* **Instructions to follow**
Write each line of the material exactly as given, from the top through the line that contains "const plansTop = [0, 1];", and omit all pictures.

##### Given data

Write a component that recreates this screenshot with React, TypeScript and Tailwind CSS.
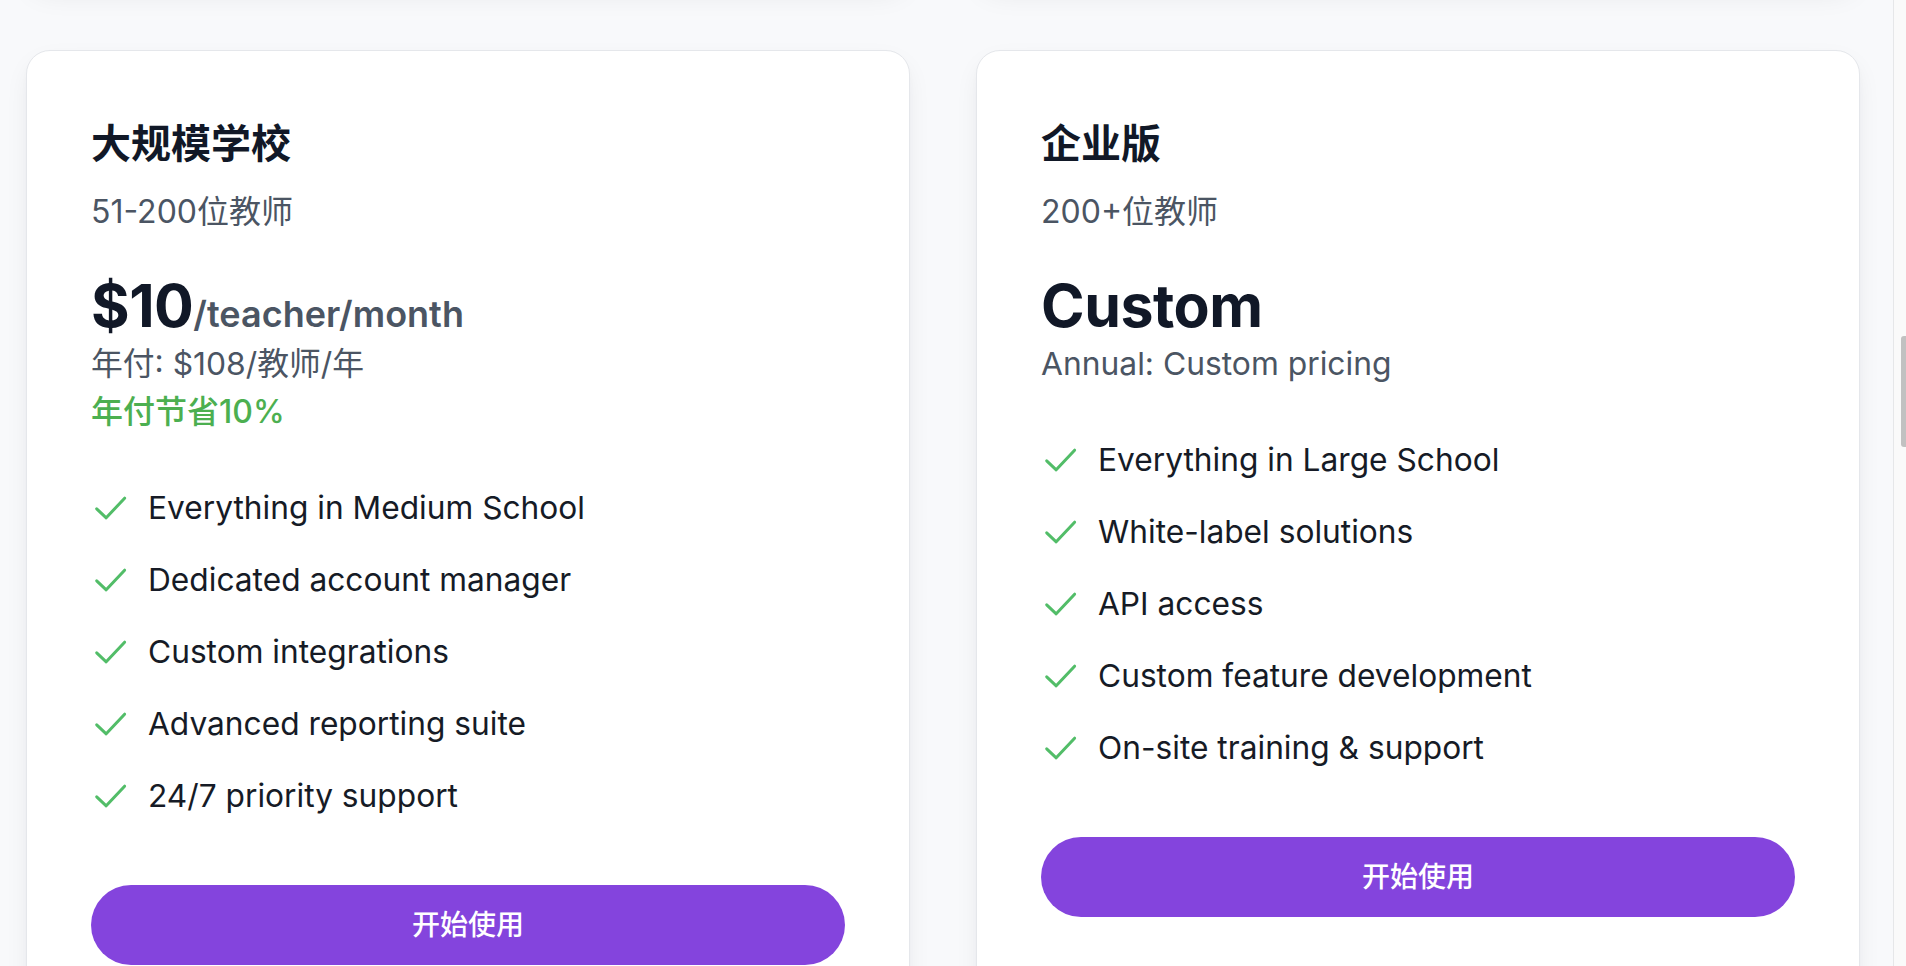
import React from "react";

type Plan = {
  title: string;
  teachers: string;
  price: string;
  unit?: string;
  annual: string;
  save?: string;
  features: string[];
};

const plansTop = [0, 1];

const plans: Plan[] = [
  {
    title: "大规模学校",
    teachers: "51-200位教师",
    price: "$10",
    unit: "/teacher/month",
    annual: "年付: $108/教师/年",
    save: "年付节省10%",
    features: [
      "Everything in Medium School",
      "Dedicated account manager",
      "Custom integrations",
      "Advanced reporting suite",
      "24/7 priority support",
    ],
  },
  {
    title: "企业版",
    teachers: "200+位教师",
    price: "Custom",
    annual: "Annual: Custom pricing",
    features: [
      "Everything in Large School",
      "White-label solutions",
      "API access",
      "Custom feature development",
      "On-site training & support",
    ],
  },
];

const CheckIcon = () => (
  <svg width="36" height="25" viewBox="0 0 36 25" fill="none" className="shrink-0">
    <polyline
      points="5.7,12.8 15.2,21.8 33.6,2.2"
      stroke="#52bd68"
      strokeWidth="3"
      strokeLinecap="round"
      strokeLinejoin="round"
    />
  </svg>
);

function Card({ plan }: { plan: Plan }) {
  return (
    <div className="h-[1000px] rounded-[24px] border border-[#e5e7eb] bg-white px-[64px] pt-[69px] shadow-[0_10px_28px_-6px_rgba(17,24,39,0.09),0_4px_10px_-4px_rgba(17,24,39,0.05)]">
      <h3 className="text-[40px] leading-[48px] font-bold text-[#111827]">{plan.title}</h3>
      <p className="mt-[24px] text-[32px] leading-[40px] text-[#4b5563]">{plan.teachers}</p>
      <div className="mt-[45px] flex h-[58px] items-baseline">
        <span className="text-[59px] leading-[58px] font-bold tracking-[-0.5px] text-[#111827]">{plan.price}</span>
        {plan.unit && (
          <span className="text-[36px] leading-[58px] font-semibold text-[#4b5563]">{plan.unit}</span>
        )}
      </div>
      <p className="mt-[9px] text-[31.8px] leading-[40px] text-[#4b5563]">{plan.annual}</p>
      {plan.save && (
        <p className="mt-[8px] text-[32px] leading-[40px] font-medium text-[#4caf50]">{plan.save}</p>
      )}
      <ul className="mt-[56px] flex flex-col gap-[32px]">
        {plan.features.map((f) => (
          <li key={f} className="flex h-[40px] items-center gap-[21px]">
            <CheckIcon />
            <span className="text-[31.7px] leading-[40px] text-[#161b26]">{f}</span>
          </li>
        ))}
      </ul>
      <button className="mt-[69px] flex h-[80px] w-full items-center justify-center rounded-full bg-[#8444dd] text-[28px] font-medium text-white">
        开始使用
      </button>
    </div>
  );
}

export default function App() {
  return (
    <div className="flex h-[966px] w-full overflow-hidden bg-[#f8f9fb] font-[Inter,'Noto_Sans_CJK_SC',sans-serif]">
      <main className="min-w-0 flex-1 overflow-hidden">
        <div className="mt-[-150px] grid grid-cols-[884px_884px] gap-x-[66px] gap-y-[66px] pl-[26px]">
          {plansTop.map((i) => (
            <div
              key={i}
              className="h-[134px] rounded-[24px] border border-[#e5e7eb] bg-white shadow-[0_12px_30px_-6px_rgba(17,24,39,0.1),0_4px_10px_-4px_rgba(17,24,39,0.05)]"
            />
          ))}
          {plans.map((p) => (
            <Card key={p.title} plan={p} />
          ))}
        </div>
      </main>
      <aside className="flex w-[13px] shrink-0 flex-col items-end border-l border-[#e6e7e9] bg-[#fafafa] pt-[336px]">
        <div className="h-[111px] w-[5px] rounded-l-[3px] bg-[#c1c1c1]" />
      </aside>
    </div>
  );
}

##########

* **The solution**
Write a component that recreates this screenshot with React, TypeScript and Tailwind CSS.
import React from "react";

type Plan = {
  title: string;
  teachers: string;
  price: string;
  unit?: string;
  annual: string;
  save?: string;
  features: string[];
};

const plansTop = [0, 1];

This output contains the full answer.